Un habitant de Saulxures sur Moselotte dans les Vosges retrouve une pierre gravée par des soldats russes employés comme bûcherons dans des compagnies disciplinaires. Un épisode méconnu de la première guerre mondiale.
Accéder à la roche gravée par les travailleurs russes en 1918, cela se mérite. Compter deux heures de marche depuis le centre de Saulxures-sur-Moselotte mais l’effort est récompensé car la balade est magnifique au milieu des sapins géants.
Jacky Villière, le découvreur de la roche et sportif accompli, est aussi notre guide. Le club vosgien n’est pas en reste, ses membres nous font escorte.

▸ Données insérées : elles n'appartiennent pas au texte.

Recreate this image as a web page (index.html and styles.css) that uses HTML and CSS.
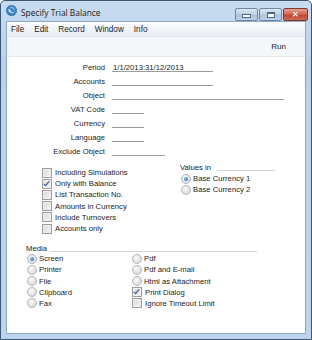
FILE: index.html
```html
<!DOCTYPE html>
<html lang="en">
<head>
    <meta charset="UTF-8">
    <title>Specify Trial Balance</title>
    <link rel="stylesheet" href="styles.css">
</head>
<body>
<div class="window">
    <div class="titlebar">
        <svg class="app-icon" width="11" height="11" viewBox="0 0 11 11">
            <circle cx="5.5" cy="5.5" r="5.2" fill="#3f86c8"/>
            <circle cx="5.5" cy="5.5" r="5.2" fill="none" stroke="#2a62a0" stroke-width="0.6"/>
            <path d="M2.4 4.2 C2.6 7.6 6.6 9.2 8.8 6.4 C7.2 7.6 4.4 7.2 3.8 4.4 Z" fill="#fff"/>
            <path d="M4.6 2.6 C6.4 2.2 8 3.2 8.4 4.6" fill="none" stroke="#cfe4f7" stroke-width="0.8"/>
        </svg>
        <span class="title">Specify Trial Balance</span>
        <div class="caption-buttons">
            <div class="cap-btn"><span class="glyph-min"></span></div>
            <div class="cap-btn"><span class="glyph-max"></span></div>
            <div class="cap-btn close"><span class="glyph-close">&#x2715;</span></div>
        </div>
    </div>
    <div class="client">
        <div class="menubar">
            <span>File</span>
            <span>Edit</span>
            <span>Record</span>
            <span>Window</span>
            <span>Info</span>
        </div>
        <div class="toolbar">
            <span>Run</span>
        </div>
        <div class="content">
            <div class="fields">
                <label>Period</label>
                <div class="field wide">1/1/2013:31/12/2013</div>
                <label>Accounts</label>
                <div class="field wide"></div>
                <label>Object</label>
                <div class="field xwide"></div>
                <label>VAT Code</label>
                <div class="field short"></div>
                <label>Currency</label>
                <div class="field short"></div>
                <label>Language</label>
                <div class="field short"></div>
                <label>Exclude Object</label>
                <div class="field medium"></div>
            </div>

            <div class="options">
                <div class="checks">
                    <div class="opt"><span class="box"></span>Including Simulations</div>
                    <div class="opt"><span class="box checked"></span>Only with Balance</div>
                    <div class="opt"><span class="box"></span>List Transaction No.</div>
                    <div class="opt"><span class="box"></span>Amounts in Currency</div>
                    <div class="opt"><span class="box"></span>Include Turnovers</div>
                    <div class="opt"><span class="box"></span>Accounts only</div>
                </div>
                <div class="values">
                    <div class="group-head values-head"><span>Values in</span><div class="rule"></div></div>
                    <div class="opt"><span class="radio on"></span>Base Currency 1</div>
                    <div class="opt"><span class="radio"></span>Base Currency 2</div>
                </div>
            </div>

            <div class="group-head media-head"><span>Media</span><div class="rule"></div></div>
            <div class="media">
                <div class="opt"><span class="radio on"></span>Screen</div>
                <div class="opt"><span class="radio"></span>Pdf</div>
                <div class="opt"><span class="radio"></span>Printer</div>
                <div class="opt"><span class="radio"></span>Pdf and E-mail</div>
                <div class="opt"><span class="radio"></span>File</div>
                <div class="opt"><span class="radio"></span>Html as Attachment</div>
                <div class="opt"><span class="radio"></span>Clipboard</div>
                <div class="opt"><span class="box checked"></span>Print Dialog</div>
                <div class="opt"><span class="radio"></span>Fax</div>
                <div class="opt"><span class="box"></span>Ignore Timeout Limit</div>
            </div>
        </div>
    </div>
</div>
</body>
</html>
```

FILE: styles.css
```css
body {
    margin: 0;
    font-family: "Liberation Sans", Arial, sans-serif;
    font-size: 7.7px;
    color: #1c1c1c;
}
.window {
    width: 312px;
    height: 340px;
    box-sizing: border-box;
    border: 1px solid #3b5873;
    border-radius: 5px 5px 0 0;
    background: linear-gradient(#c8dcf1, #b9d2ec 60px, #bcd4ee);
    padding: 0 5px 5px 5px;
    display: flex;
    flex-direction: column;
}
.titlebar {
    height: 20px;
    display: flex;
    align-items: center;
}
.app-icon {
    margin-top: -1px;
}
.title {
    margin-left: 4px;
    font-family: "Open Sans", "Liberation Sans", sans-serif;
    font-size: 8.4px;
    color: #1a1a1a;
    margin-top: 2px;
}
.caption-buttons {
    margin-left: auto;
    display: flex;
    align-self: flex-start;
    margin-top: 7px;
    margin-right: -2px;
}
.cap-btn {
    width: 21px;
    height: 11px;
    border: 1px solid #6d88a6;
    border-radius: 2px;
    background: linear-gradient(#dbe6f2, #bccde2 50%, #a9bfd9 51%, #bfd2e8);
    margin-left: 1px;
    display: flex;
    align-items: center;
    justify-content: center;
}
.cap-btn.close {
    width: 23px;
    border-color: #7a3a33;
    background: linear-gradient(#e8a090, #d0604c 50%, #c0402c 51%, #d26a55);
}
.glyph-min {
    width: 7px;
    height: 2px;
    background: #fff;
    border: 1px solid #4d6784;
    margin-top: 3px;
}
.glyph-max {
    width: 6px;
    height: 3px;
    border: 1px solid #4d6784;
    border-top-width: 2px;
    background: #fff;
}
.glyph-close {
    color: #fff;
    font-size: 8px;
    font-weight: bold;
    line-height: 8px;
    text-shadow: 0 0 1px #6a2018;
}
.client {
    flex: 1;
    border: 1px solid #8ea8c3;
    background: #fff;
    display: flex;
    flex-direction: column;
}
.menubar {
    height: 14px;
    display: flex;
    align-items: center;
    gap: 10px;
    padding-left: 4px;
    background: linear-gradient(#fbfcfe, #e8eef6);
    border-bottom: 1px solid #dfe5ec;
    font-size: 8.2px;
}
.toolbar {
    height: 19px;
    display: flex;
    align-items: center;
    justify-content: flex-end;
    padding-right: 19px;
    background: #f5f7fa;
    border-bottom: 1px solid #e6eaf0;
    font-size: 8px;
}
.content {
    flex: 1;
    padding-top: 4px;
}
.fields {
    display: grid;
    grid-template-columns: 98px 1fr;
    column-gap: 7px;
    grid-auto-rows: 14px;
}
.fields label {
    text-align: right;
    line-height: 14px;
}
.field {
    height: 10px;
    border-bottom: 1px solid #9b9b9b;
    line-height: 13px;
    padding-left: 1px;
}
.field.wide { width: 100px; }
.field.xwide { width: 171px; }
.field.short { width: 31px; }
.field.medium { width: 52px; }
.options {
    display: flex;
    margin-top: 2px;
}
.checks {
    width: 138px;
    margin-left: 35px;
    padding-top: 6px;
}
.opt {
    height: 11.2px;
    display: flex;
    align-items: center;
    white-space: nowrap;
}
.box {
    width: 8px;
    height: 8px;
    border: 1px solid #9c9c9c;
    background: linear-gradient(135deg, #d9d9d9, #f4f4f4);
    box-shadow: inset 0 0 0 1px #f0f0f0;
    margin-right: 3px;
    flex: none;
    position: relative;
}
.box.checked::after {
    content: "";
    position: absolute;
    left: 2px;
    top: 0;
    width: 2px;
    height: 5px;
    border: solid #2a4d8f;
    border-width: 0 1.4px 1.4px 0;
    transform: rotate(40deg);
}
.radio {
    width: 8px;
    height: 8px;
    border: 1px solid #b4b4b4;
    border-radius: 50%;
    background: radial-gradient(circle at 40% 35%, #fafafa, #d2d2d2);
    margin-right: 2px;
    flex: none;
    position: relative;
}
.radio.on::after {
    content: "";
    position: absolute;
    left: 2px;
    top: 2px;
    width: 4px;
    height: 4px;
    border-radius: 50%;
    background: radial-gradient(circle at 35% 35%, #7cc4f2, #1f5ea8);
}
.values .opt {
    padding-left: 1px;
}
.group-head {
    display: flex;
    align-items: center;
    height: 12px;
}
.rule {
    height: 1px;
    background: #d4d4d4;
    margin-top: 6px;
}
.values-head .rule {
    width: 58px;
    margin-left: 6px;
}
.media-head {
    margin-top: 8px;
    margin-left: 19px;
}
.media-head .rule {
    width: 207px;
    margin-left: 3px;
}
.media {
    display: grid;
    grid-template-columns: 105px 1fr;
    margin-left: 20px;
    margin-top: -1px;
}
```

Chaque sentier ou virage est un régal pour les yeux et les parfums.
Comme tous les habitants de Saulxures-sur-Moselotte, Jacky Villière amoureux de la Russie et dont l’épouse est ukrainienne, avait eu vent de cette histoire de soldats russes vivant et travaillant dans la forêt pendant la première guerre mondiale.
Le massif escarpé qui fait aujourd’hui la joie des randonneurs fût aussi le bagne des travailleurs russes. La mémoire s’estompant avec la disparition des anciens, Jacky se met en tête de retrouver la fameuse roche gravée par les forçats en souvenir de leur passage.

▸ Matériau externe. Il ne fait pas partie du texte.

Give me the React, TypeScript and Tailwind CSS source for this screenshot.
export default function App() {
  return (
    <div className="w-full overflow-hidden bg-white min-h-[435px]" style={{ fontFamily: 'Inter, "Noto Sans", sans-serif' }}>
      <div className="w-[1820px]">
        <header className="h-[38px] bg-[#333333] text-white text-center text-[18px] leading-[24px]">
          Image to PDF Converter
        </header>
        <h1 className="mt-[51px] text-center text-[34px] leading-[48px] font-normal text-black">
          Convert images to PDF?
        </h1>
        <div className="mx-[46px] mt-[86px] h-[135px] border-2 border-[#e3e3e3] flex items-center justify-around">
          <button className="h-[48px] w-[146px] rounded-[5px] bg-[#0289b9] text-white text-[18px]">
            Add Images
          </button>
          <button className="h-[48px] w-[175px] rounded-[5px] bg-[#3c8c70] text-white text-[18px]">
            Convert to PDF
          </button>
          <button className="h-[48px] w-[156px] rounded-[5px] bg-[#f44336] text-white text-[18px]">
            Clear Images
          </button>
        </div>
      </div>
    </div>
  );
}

Je savais qu’elle existait. J’ai cherché longtemps sur le chemin des Russes mais ce n’était pas le bon endroit
Jacky Villière
"Le chemin des Russes" lui, est bien connu des Saulxuronnes et Saulxurons. Car ce sont les travailleurs russes de la compagnie 7/8 qui l’on aménagé afin de descendre les bois vers les scieries de la vallée. L’historien déodatien Jean-Claude Fombaron explique : "La compagnie de travailleurs russes 7/8 arrive au col du Morbieux en avril 1918. L’armée a besoin de beaucoup de bois pour l’aménagement des tranchées, la construction des baraquements, les roues de transport etc.." Ces travailleurs militaires font partie des 20.000 soldats du corps expéditionnaire russe envoyés par le Tsar en 1916 pour combattre auprès des français sur le front de Champagne.
A l’annonce de la Révolution de février 1917 et de l’abdication du Tsar, Ils s’organisent en soviets et exigent leur retour en Russie. Craignant la contagion aux troupes françaises, l’Etat-major décide de les retirer du front et de les isoler au camp de la Courtine dans la Creuse.
En septembre 1917, ils sont bombardés pendant trois jours et désarmés. A l’issue de cet épisode tragique et totalement méconnu, les mutins sont regroupés dans des compagnies de travailleurs militaires dans les Vosges et en Franche-Comté afin d’exploiter les bois à destination des nombreuses scieries travaillant pour l’armée.
La compagnie 7/8 vit dans des baraquements forestiers. On lui assigne l’exploitation des bois les plus beaux car les plus anciens donc les plus inaccessibles… Outre le chemin d’exploitation qui porte leur nom, Ils construiront un câble transporteur afin de faciliter l’acheminement des grumes vers la vallée de la Moselotte.
Une affection pour la France
Mais revenons à notre Sherlock Holmes vosgien à la recherche de la mystérieuse pierre… Après avoir patiemment exploré les abords du chemin des Russes, Jacky Villière finit par rencontrer un ancien ouvrier forestier. Celui-ci lui situe précisément l’endroit. La roche est un peu à l’écart, recouverte de lichens et de mousses.
Un nettoyage s’impose, alors apparait la belle inscription : "Bon souvenir des soldats russes. 4 août 1918." D’autres caractères cyrilliques apparaissent mais illisibles. Des signatures ? Jean-Claude Fombaron y voit un témoignage précieux dans sa formulation.
C'est émouvant car malgré la guerre et les vicissitudes qu'ils ont vécu, c'est une façon pour ces hommes déracinés de déclarer leur affection pour la France et sa population locale
Jean-Claude Fombaron, président de la Société Philomatique Vosgienne
Car même isolés dans la montagne, les Russes avaient des bons contacts avec les habitants. Une population vivant dans une région difficile, au climat rude et habituée pour sa subsistance aux travaux difficiles. Elle apprécie le courage et la dureté à l'ouvrage de ces travailleurs condamnés aux travaux forcés.
Après la démobilisation à la fin de l'année 1919, les travailleurs russes vont être rapatriés dans leur patrie d'origine en proie à la guerre civile. La majorité d'entre-eux demanderont à être débarqué dans un port "rouge". Quelques-uns choisirons de rester en France. Jean- Claude Fombaron en a recensé quatre qui feront souche à Saulxures-sur-Moselotte : Alexandre Baloukine qui sera employé de scierie puis imprimeur, Andreï Pomenko, mécanicien ; Grigory Loukachenko employé à l’hospice et Basile Chénine qui exercera la profession de chauffeur.